Not one to be put off, she asked her director what she could do to better her chances at getting past the screening process the next time a management position became available. Bramblette, who weighed around 360 pounds at the time, says she was told: “Dress for the part you want, not the part you have.”
“So despite two degrees, I was being told my advancement in the company was based on how I looked, not skills or experience,” Bramblette says. She had been wearing office attire such as black dress pants to work. While she didn’t fully agree with what her director said, she changed her wardrobe anyway and began to wear more dresses to the office. Even so, the next open manager position went to a co-worker who had less relevant experience than Bramblette and no college degree.
Bramblette has lipedema and lymphedema, medical conditions that cause excess tissue and fluid to accumulate in the arms and legs, weight that can’t be lost through diet or exercise. Living with these diseases is not easy. “Physically, it’s painful.

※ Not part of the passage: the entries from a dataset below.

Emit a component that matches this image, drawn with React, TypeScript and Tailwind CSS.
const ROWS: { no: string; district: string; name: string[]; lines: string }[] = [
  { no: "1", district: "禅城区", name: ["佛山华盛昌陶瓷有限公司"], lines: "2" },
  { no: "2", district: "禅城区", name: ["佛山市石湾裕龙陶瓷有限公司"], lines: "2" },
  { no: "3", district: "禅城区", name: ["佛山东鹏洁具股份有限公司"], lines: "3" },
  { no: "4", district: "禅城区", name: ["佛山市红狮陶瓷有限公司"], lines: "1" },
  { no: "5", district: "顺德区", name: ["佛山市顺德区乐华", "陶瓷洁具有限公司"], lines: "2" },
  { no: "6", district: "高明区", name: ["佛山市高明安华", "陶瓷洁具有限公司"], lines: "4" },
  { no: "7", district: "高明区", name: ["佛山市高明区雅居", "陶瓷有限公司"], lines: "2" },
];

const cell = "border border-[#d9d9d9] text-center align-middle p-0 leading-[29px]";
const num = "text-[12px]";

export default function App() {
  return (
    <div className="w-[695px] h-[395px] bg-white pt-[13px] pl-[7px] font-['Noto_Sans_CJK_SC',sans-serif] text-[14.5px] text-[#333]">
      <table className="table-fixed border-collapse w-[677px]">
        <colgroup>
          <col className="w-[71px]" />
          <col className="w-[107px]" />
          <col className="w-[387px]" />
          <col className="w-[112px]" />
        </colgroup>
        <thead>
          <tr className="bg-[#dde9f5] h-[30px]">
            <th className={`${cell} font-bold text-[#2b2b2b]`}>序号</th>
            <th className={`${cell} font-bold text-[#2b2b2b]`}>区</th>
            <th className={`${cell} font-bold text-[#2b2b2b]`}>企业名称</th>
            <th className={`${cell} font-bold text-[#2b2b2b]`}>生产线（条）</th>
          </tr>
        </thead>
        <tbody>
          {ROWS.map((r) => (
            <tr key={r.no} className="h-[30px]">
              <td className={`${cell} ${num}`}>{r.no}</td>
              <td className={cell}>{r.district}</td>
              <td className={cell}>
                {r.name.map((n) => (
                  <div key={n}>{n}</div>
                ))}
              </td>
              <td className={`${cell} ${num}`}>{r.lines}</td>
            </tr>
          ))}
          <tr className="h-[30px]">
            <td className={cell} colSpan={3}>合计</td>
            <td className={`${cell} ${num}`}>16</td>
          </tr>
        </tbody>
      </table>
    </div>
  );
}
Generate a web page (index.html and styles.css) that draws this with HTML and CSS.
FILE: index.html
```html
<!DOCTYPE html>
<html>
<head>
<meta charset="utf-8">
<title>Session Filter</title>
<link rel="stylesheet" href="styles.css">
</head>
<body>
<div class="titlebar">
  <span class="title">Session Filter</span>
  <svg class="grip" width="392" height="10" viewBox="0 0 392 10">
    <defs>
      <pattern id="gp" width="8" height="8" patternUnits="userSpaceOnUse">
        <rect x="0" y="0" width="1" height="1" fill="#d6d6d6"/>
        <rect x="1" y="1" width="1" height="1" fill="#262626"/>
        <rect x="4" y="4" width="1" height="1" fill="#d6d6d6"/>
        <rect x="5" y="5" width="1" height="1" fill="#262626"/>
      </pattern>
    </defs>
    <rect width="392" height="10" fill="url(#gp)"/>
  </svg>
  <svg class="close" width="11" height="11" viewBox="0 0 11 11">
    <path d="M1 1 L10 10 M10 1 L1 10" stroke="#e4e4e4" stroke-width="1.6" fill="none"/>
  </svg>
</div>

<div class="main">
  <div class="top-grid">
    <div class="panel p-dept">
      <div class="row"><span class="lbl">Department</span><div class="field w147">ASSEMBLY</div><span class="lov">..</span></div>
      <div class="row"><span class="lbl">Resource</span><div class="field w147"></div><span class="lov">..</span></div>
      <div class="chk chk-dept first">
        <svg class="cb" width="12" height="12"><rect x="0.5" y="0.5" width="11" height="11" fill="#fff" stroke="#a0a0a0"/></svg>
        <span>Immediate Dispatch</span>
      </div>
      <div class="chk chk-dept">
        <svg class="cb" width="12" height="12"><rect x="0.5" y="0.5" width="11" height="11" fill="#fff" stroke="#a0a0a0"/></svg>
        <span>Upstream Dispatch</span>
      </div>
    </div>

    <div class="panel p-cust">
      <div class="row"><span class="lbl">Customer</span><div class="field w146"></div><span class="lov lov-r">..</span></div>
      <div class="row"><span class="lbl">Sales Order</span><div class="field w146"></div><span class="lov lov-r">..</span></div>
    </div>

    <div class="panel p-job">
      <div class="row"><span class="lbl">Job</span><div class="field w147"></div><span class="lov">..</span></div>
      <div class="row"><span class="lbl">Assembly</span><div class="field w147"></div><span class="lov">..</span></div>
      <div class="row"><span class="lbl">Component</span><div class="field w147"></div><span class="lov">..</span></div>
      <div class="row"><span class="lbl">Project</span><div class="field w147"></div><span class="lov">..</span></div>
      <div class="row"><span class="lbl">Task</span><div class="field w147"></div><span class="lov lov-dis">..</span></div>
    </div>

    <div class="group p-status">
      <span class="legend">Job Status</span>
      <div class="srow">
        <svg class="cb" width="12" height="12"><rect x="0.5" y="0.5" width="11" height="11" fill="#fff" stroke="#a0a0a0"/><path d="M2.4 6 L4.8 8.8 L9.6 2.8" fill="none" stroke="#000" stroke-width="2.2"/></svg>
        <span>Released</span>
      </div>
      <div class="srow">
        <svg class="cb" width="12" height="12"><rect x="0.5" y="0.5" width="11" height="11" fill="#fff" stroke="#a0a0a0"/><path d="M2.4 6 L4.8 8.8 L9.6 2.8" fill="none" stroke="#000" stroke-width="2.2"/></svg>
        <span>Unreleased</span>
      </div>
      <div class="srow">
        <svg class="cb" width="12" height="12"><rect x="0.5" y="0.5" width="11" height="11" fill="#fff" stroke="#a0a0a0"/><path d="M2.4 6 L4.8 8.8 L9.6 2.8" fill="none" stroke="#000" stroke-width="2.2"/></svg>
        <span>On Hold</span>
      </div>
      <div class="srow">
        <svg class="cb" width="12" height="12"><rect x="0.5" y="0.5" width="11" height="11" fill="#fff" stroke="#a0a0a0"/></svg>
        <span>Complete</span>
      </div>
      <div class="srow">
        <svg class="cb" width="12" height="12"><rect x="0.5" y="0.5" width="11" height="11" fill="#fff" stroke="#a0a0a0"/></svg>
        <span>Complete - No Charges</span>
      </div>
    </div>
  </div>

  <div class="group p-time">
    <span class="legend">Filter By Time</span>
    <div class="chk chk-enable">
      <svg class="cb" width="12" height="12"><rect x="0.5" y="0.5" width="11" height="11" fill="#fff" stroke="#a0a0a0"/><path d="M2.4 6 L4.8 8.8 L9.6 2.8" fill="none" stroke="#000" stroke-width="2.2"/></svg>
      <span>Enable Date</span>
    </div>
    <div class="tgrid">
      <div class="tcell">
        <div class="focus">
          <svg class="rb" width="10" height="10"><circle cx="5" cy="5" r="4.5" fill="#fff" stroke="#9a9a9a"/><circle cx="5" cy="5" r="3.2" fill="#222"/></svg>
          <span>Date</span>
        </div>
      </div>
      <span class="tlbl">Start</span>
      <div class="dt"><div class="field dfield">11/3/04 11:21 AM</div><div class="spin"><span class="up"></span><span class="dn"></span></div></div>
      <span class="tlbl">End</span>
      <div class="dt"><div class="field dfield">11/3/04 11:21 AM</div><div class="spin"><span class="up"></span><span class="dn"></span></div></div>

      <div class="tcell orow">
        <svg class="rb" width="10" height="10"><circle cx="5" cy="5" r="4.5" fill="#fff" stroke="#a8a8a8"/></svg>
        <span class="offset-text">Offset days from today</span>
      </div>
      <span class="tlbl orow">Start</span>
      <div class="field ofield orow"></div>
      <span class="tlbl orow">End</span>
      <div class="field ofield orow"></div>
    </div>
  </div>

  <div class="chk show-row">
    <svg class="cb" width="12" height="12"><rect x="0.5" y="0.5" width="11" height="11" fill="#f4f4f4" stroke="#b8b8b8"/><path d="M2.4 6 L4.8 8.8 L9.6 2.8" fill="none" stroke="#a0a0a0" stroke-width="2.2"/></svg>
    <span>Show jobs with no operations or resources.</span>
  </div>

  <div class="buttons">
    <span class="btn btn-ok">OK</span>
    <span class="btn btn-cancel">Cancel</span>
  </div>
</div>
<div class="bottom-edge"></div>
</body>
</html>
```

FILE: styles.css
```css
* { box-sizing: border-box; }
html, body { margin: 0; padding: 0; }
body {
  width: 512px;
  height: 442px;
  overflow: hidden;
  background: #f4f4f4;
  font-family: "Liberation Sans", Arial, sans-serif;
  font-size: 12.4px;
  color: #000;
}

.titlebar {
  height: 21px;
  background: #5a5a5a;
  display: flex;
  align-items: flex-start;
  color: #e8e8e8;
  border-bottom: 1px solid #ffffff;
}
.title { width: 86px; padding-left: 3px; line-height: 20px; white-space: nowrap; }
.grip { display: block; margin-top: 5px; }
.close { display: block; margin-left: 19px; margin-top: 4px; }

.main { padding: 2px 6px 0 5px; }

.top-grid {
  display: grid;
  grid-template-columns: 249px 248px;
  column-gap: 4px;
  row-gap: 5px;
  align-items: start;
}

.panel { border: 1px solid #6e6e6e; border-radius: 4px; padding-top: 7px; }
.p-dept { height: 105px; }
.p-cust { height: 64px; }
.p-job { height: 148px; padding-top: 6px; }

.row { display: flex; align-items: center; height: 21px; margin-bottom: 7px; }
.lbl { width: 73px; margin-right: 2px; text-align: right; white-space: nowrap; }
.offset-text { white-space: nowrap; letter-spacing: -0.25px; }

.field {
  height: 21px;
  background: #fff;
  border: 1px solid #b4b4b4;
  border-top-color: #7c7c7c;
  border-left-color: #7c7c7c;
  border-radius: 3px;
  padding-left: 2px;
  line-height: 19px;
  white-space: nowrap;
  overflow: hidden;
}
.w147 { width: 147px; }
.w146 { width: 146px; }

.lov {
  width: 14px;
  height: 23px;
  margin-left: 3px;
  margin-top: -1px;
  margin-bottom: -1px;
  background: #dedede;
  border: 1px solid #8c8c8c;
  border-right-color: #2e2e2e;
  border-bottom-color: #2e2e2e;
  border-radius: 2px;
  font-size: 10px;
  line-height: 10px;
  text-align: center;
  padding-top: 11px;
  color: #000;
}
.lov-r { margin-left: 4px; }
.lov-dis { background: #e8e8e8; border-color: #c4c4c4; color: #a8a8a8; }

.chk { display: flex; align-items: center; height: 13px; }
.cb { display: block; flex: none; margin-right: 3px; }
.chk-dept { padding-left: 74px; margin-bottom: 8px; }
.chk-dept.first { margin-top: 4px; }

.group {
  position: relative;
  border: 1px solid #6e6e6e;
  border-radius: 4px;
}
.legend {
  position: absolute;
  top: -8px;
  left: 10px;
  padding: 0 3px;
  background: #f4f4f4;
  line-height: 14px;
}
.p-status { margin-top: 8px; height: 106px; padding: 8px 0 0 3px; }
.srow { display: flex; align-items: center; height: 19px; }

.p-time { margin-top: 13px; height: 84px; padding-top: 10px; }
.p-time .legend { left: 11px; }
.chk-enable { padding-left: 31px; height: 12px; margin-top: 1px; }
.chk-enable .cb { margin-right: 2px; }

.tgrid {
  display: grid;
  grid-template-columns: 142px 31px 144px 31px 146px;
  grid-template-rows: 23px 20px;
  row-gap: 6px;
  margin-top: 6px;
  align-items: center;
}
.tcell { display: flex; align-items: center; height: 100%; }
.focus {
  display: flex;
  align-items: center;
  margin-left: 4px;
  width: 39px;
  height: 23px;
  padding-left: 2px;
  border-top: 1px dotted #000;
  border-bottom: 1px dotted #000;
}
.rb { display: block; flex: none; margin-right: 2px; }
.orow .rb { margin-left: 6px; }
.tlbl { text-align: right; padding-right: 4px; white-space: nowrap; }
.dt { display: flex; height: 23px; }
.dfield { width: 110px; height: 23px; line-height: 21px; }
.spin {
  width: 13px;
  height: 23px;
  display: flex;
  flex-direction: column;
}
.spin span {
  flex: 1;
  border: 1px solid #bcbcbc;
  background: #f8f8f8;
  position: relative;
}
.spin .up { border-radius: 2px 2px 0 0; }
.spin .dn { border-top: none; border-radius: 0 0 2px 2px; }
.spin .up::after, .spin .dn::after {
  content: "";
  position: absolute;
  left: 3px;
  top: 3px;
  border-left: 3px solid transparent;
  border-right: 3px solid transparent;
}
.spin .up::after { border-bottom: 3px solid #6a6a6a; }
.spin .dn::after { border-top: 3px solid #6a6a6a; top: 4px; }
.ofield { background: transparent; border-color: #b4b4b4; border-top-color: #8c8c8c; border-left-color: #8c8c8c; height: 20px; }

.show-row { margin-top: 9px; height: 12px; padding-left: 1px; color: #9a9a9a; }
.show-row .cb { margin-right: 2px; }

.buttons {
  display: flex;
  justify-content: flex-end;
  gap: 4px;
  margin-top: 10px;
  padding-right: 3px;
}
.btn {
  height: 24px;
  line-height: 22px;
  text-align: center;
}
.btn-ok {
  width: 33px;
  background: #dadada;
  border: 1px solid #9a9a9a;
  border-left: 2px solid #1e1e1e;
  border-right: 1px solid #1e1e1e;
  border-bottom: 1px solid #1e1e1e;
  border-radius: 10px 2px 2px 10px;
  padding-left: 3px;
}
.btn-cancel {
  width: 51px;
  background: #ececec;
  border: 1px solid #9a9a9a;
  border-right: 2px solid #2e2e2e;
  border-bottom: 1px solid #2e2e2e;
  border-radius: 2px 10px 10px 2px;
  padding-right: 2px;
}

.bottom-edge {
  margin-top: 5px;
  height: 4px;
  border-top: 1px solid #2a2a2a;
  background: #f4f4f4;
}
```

My arms and legs are heavy and sensitive to touch. Even sitting and lying down are uncomfortable due to the size of my arms and legs, [and my] hips do not align properly.”

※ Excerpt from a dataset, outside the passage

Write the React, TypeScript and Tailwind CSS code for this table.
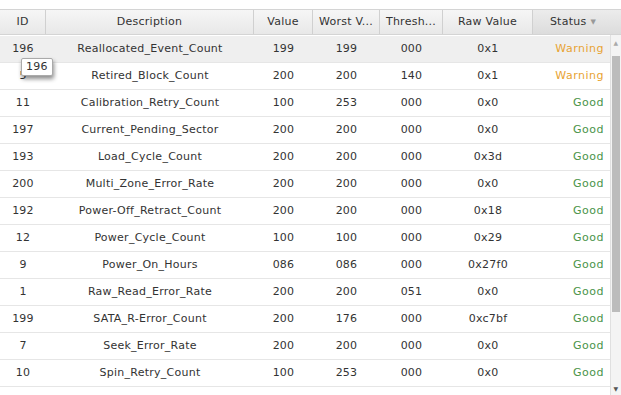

“A morbidly obese woman working in an occupation with an emphasis on personal interaction will earn almost 5 percent less than a normal-weight woman working in an occupation with exactly the same emphasis,” Shinall says. Even after taking differences in education and socioeconomic status into account, there seems to be no scenario where being overweight becomes an advantage for a woman.
Let’s rephrase that last bit; in the workplace, it is never a good thing for a woman to be overweight, period.
In short yes, but if a thin woman gains weight she is heavily penalized salary-wise versus a thin man gaining weight. See Below.
And lest you think these burdens are shouldered only by the extremely obese, a weight gain of 25 pounds predicted an annual salary loss of approximately $14,000 per year — or even more, if the woman gaining the weight was previously thin, as thin women who gain weight are penalized more harshly than already-overweight women who do so. Even being as little as 13 pounds overweight resulted in $9,000 less per year. I hope this demonstrates that this issue is not exclusively of concern to the very fat, but women in general.
Alright, if you are not in the fetal position weeping right now, no one would blame you. This is just a terrible situation.
Thankfully, things are changing.
Despite these challenges, recent efforts indicate several small, but important, steps to increase legal protections to individuals with obesity. Congress recently passed the ADA Amendments Act, which expanded definitions of disability to include ‘severe obesity’ and has resulted in several successful case settlements for individuals who experienced weight-based employment discrimination.9 In addition, in 2015, Massachusetts proposed a law to prohibit weight discrimination that received a favorable vote in an initial state hearing.10 If the law is passed, Massachusetts will become the second state in the country to prohibit weight discrimination.
Of course, this is going to take time. Even if Massachusetts passes this legislation, we still have 48 other states to go.